Every line that contains the word "React" should be copied.

───── Data provided

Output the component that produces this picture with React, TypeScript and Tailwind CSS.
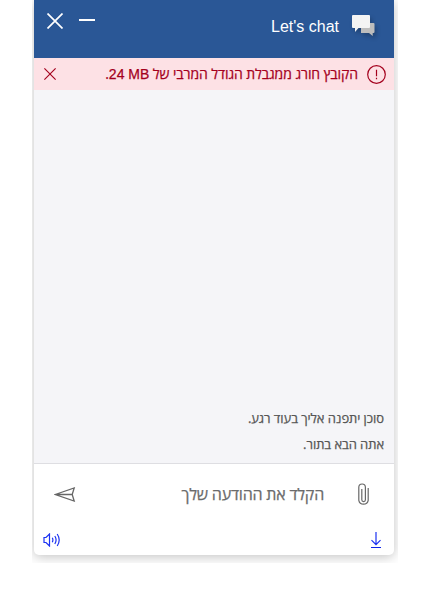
import React from "react";

const hebrew = "font-['Open_Sans','Liberation_Sans',sans-serif] [-webkit-text-stroke:0.25px_currentColor]";

function CloseIcon({ size, width }: { size: number; width: number }) {
  return (
    <svg width={size} height={size} viewBox="0 0 16 16" fill="none" stroke="currentColor" strokeWidth={width}>
      <path d="M.5.5l15 15M15.5.5l-15 15" />
    </svg>
  );
}

function ChatIcon() {
  return (
    <svg className="drop-shadow-[2px_3px_2px_rgba(0,0,0,0.22)]" width="23" height="22" viewBox="0 0 23 22">
      <path d="M9 8h12.5q1 0 1 1v8q0 1-1 1h-.8v3L17 18H9z" fill="#bdbdbd" />
      <path d="M1 0h16q1 0 1 1v11q0 1-1 1H6.5L3 17v-4H1q-1 0-1-1V1q0-1 1-1z" fill="#f4f4f4" />
    </svg>
  );
}

export default function App() {
  return (
    <div className="h-[601px] w-[426px] overflow-hidden bg-white">
      <div className="ml-8 h-[563px] w-[366px] overflow-hidden px-0.5">
        <main dir="rtl" className="flex h-[555px] w-[360px] flex-col overflow-hidden rounded-b-[5px] bg-white shadow-[0_2px_12px_rgba(0,0,0,0.24)]">
          <header className="flex h-[58px] shrink-0 items-start bg-[#2a5796] pr-[19px] pl-[13px] text-white">
            <div className="mt-[15px]"><ChatIcon /></div>
            <h1 className="mt-[15px] mr-[13px] font-['Liberation_Sans',sans-serif] text-[16px] leading-6">Let's chat</h1>
            <button aria-label="מזעור" className="mt-[19px] mr-auto h-[2px] w-4 bg-white" />
            <button aria-label="סגירה" className="mt-[13px] mr-4"><CloseIcon size={16} width={1.7} /></button>
          </header>
          <div className="flex h-8 shrink-0 items-center bg-[#fde1e5] pr-2 pl-[10px] text-[#a4001d]">
            <svg width="19" height="19" viewBox="0 0 19 19" fill="none" stroke="currentColor" strokeWidth="1.2">
              <circle cx="9.5" cy="9.5" r="8.8" />
              <path d="M9.5 4.8v6.5M9.5 12.8v1.5" />
            </svg>
            <p className={`mr-[9px] whitespace-nowrap text-[14px] tracking-[-0.08px] ${hebrew}`}>הקובץ חורג ממגבלת הגודל המרבי של <bdi dir="ltr" className="font-['Liberation_Sans',sans-serif] tracking-normal">24 MB</bdi>.</p>
            <button aria-label="סגירת הודעה" className="mr-auto"><CloseIcon size={12} width={1.5} /></button>
          </div>
          <section className={`flex flex-1 flex-col justify-end bg-[#f5f5f8] pr-[10px] pb-[6px] text-[13px] leading-[26px] tracking-[-0.06px] text-[#555] ${hebrew}`}>
            <p>סוכן יתפנה אליך בעוד רגע.</p>
            <p>אתה הבא בתור.</p>
          </section>
          <footer className="flex h-[92px] shrink-0 flex-col border-t border-[#dedee2]">
            <div className="flex h-[61px] items-center pr-[24px] pl-5">
              <svg width="13" height="23" viewBox="0 0 13 23" fill="none" stroke="#686868" strokeWidth="1.2">
                <path d="M11.2 5v12.3a4.8 4.8 0 0 1-9.4 0V4.3a3.3 3.3 0 0 1 6.6 0v12.5a1.8 1.8 0 0 1-3.6 0V6" />
              </svg>
              <p className={`mr-[33px] whitespace-nowrap pb-[2px] text-[16px] tracking-[-0.2px] text-[#6b6b6b] ${hebrew}`}>הקלד את ההודעה שלך</p>
              <button aria-label="שליחה" className="mr-auto pb-px">
                <svg width="22" height="15" viewBox="0 0 22 15" fill="none" stroke="#666" strokeWidth="1.3">
                  <path d="M1.2 7.5l19-6.5-2 6.5 2 6.5zM1.2 7.5h17" />
                </svg>
              </button>
            </div>
            <div className="flex h-[30px] items-center justify-between pr-3 pl-[9px] text-[#1c32f2]">
              <svg width="12" height="17" viewBox="0 0 12 17" fill="none" stroke="currentColor" strokeWidth="1.2">
                <path d="M6 0v12.5M1.5 8.2L6 12.7l4.5-4.5" />
                <path d="M1 15.5h10" stroke="#0c22e8" />
              </svg>
              <svg width="18" height="14" viewBox="0 0 18 14" fill="none" stroke="currentColor" strokeWidth="1.2">
                <path d="M1 4.5h2L6.5 1v12L3 9.5H1zM9.3 4.8q1.2 2.2 0 4.4M11.8 3q2.6 4 0 8M14.2 1q4 6 0 12" />
              </svg>
            </div>
          </footer>
        </main>
      </div>
    </div>
  );
}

──────────

• **Written answer**:
Output the component that produces this picture with React, TypeScript and Tailwind CSS.
import React from "react";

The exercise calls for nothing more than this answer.